P’Heights to get protection?

Prospect Heights has joined its better-known upscale neighbor Park Slope as Brooklyn’s latest historic district.

On Tuesday, the Landmarks Preservation Commission voted unanimously to turn the 850-building area into a protected historical landmark.

The vote capped an exhaustive, six-month survey — and was well-deserved for the often-overshadowed neighborhood, explained Commission Chairman Robert Tierney.

“It’s a great day for New York City,” Tierney proclaimed.

The district stretches from Flatbush Avenue to Washington Avenue and from Eastern Parkway to Atlantic Avenue — up to, but not including, Bruce Ratner’s proposed mega-development, formerly known as Atlantic Yards until this week’s announcement that most of the project had been tabled (see page 1).
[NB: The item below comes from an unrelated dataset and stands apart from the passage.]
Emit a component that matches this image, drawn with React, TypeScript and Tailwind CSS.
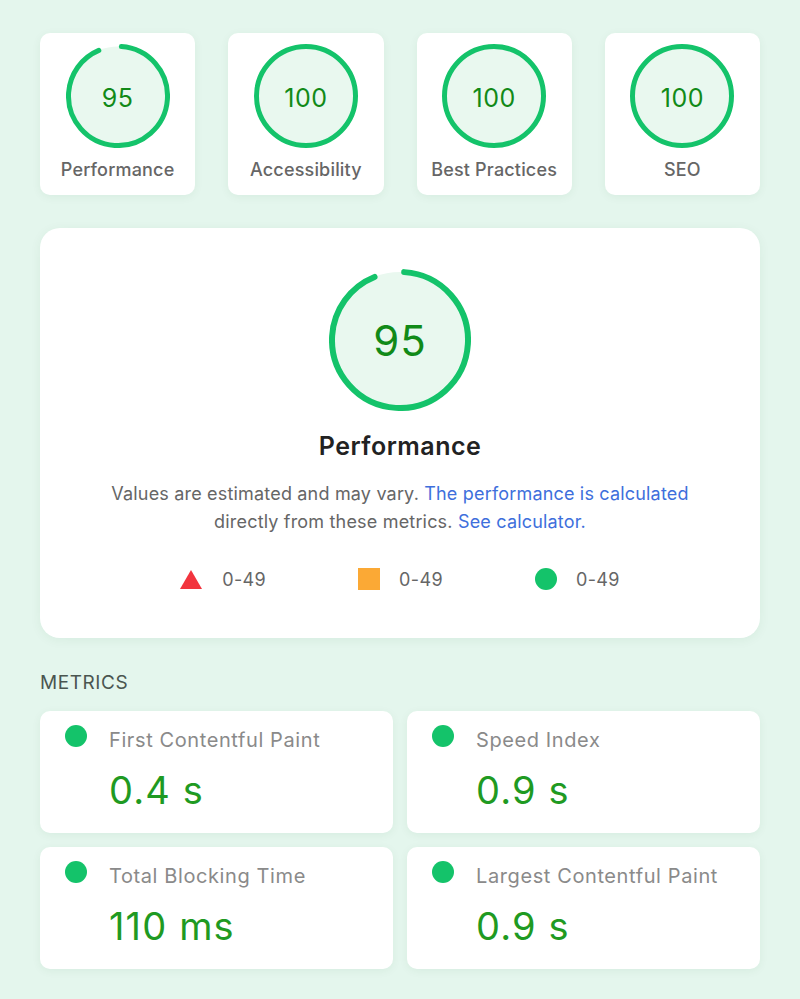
import React from 'react';

type Score = { label: string; value: number };

const scores: Score[] = [
  { label: 'Performance', value: 95 },
  { label: 'Accessibility', value: 100 },
  { label: 'Best Practices', value: 100 },
  { label: 'SEO', value: 100 },
];

const metrics = [
  { label: 'First Contentful Paint', value: '0.4 s' },
  { label: 'Speed Index', value: '0.9 s' },
  { label: 'Total Blocking Time', value: '110 ms' },
  { label: 'Largest Contentful Paint', value: '0.9 s' },
];

const Gauge: React.FC<{ value: number; size: number; stroke: number; textClass: string }> = ({
  value,
  size,
  stroke,
  textClass,
}) => {
  const r = (size - stroke) / 2;
  const c = 2 * Math.PI * r;
  // leave a visible gap so the rounded caps don't touch
  const dash = value >= 100 ? c : (c * value) / 100 - stroke * 1.6;
  return (
    <div className="relative flex items-center justify-center" style={{ width: size, height: size }}>
      <svg width={size} height={size} className="absolute inset-0 -rotate-90">
        <circle cx={size / 2} cy={size / 2} r={r} fill="#e9f8ef" />
        <circle
          cx={size / 2}
          cy={size / 2}
          r={r}
          fill="none"
          stroke="#14c36a"
          strokeWidth={stroke}
          strokeLinecap="round"
          strokeDasharray={`${dash} ${c}`}
          transform={value >= 100 ? undefined : `rotate(${(stroke / 2 / c) * 360 + 1} ${size / 2} ${size / 2})`}
        />
      </svg>
      <span className={`relative text-[#118a18] ${textClass}`}>{value}</span>
    </div>
  );
};

export default function App() {
  return (
    <div className="min-h-[999px] w-[800px] bg-[#e4f6ed] px-10 pt-[33px] font-['Inter',sans-serif]">
      {/* score cards */}
      <div className="grid grid-cols-4 gap-[33px]">
        {scores.map((s) => (
          <div
            key={s.label}
            className="flex h-[162px] flex-col items-center rounded-[10px] bg-white pt-[11px] shadow-[0_2px_10px_rgba(0,80,40,0.06)]"
          >
            <Gauge value={s.value} size={104} stroke={5} textClass="pt-[5px] text-[25px] tracking-[0.02em]" />
            <div className="mt-[8px] text-[18px] font-medium tracking-[0.01em] text-[#666]">{s.label}</div>
          </div>
        ))}
      </div>

      {/* performance card */}
      <div className="mt-[33px] flex h-[410px] flex-col items-center rounded-[20px] bg-white pt-[41px] shadow-[0_2px_12px_rgba(0,80,40,0.06)]">
        <Gauge value={95} size={142} stroke={6} textClass="text-[42px] tracking-[0.02em]" />
        <div className="mt-[17px] text-[25px] font-semibold tracking-[0.02em] text-[#222]">Performance</div>
        <p className="mt-[14px] w-[600px] text-center text-[18px] leading-[28px] tracking-[0.01em] text-[#666]">
          Values are estimated and may vary.{' '}
          <span className="text-[#3e6fdc]">The performance is calculated</span>
          <br />
          directly from these metrics. <span className="text-[#3e6fdc]">See calculator.</span>
        </p>
        <div className="mt-[30px] flex items-center gap-[92px] text-[18px] tracking-[0.02em] text-[#666]">
          <div className="flex items-center gap-[20px]">
            <svg width="22" height="19" viewBox="0 0 22 19">
              <polygon points="11,0 22,19 0,19" fill="#f2343e" />
            </svg>
            <span>0-49</span>
          </div>
          <div className="flex items-center gap-[19px]">
            <div className="h-[22px] w-[22px] bg-[#fba935]" />
            <span>0-49</span>
          </div>
          <div className="flex items-center gap-[19px]">
            <div className="h-[22px] w-[22px] rounded-full bg-[#14c36a]" />
            <span>0-49</span>
          </div>
        </div>
      </div>

      {/* metrics */}
      <div className="mt-[31px] text-[19px] tracking-[0.03em] text-[#4a5550]">METRICS</div>
      <div className="mt-[13px] grid grid-cols-2 gap-[14px]">
        {metrics.map((m) => (
          <div
            key={m.label}
            className="flex h-[122px] gap-[22px] rounded-[10px] bg-white pl-[25px] pt-[14px] shadow-[0_2px_10px_rgba(0,80,40,0.06)]"
          >
            <div className="h-[22px] w-[22px] shrink-0 rounded-full bg-[#14c36a]" />
            <div className="flex flex-col">
              <div className="text-[20px] leading-[30px] tracking-[0.03em] text-[#8a8a8a]">{m.label}</div>
              <div className="mt-[12px] text-[38px] leading-[46px] tracking-[0.03em] text-[#1f9a22]">{m.value}</div>
            </div>
          </div>
        ))}
      </div>
    </div>
  );
}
At the start of the landmarking process, locals worried that the massive project, as well as the neighborhood’s many deep lots, would encourage high-rise construction that would overwhelm the mostly low-rise feel of the historic area.

Prospect Height’s is one of Brooklyn’s oldest and most architecturally fascinating neighborhoods, boasting a mix of rowhouses built throughout the 19th century.

The neighborhood’s two oldest buildings are on Carlton Avenue between St. Marks Avenue and Bergen Street, and date back to at least the 1850s.

The district also includes a series of Neo-Grec rowhouses built in the 1860s and ’70s, as well as Romanesque and Renaissance Revival houses from the 1880s and ’90s.

But old buildings aren’t the only thing that the neighborhood has going for it, said Tierney.

“Prospect Heights is among Brooklyn’s most distinguished cohesive neighborhoods because of its architectural integrity and diversity, scale, tree-lined streets and residential character,” the chairman said.

This week’s vote followed a public hearing last October at which no one spoke against the designation, which is rare in this city.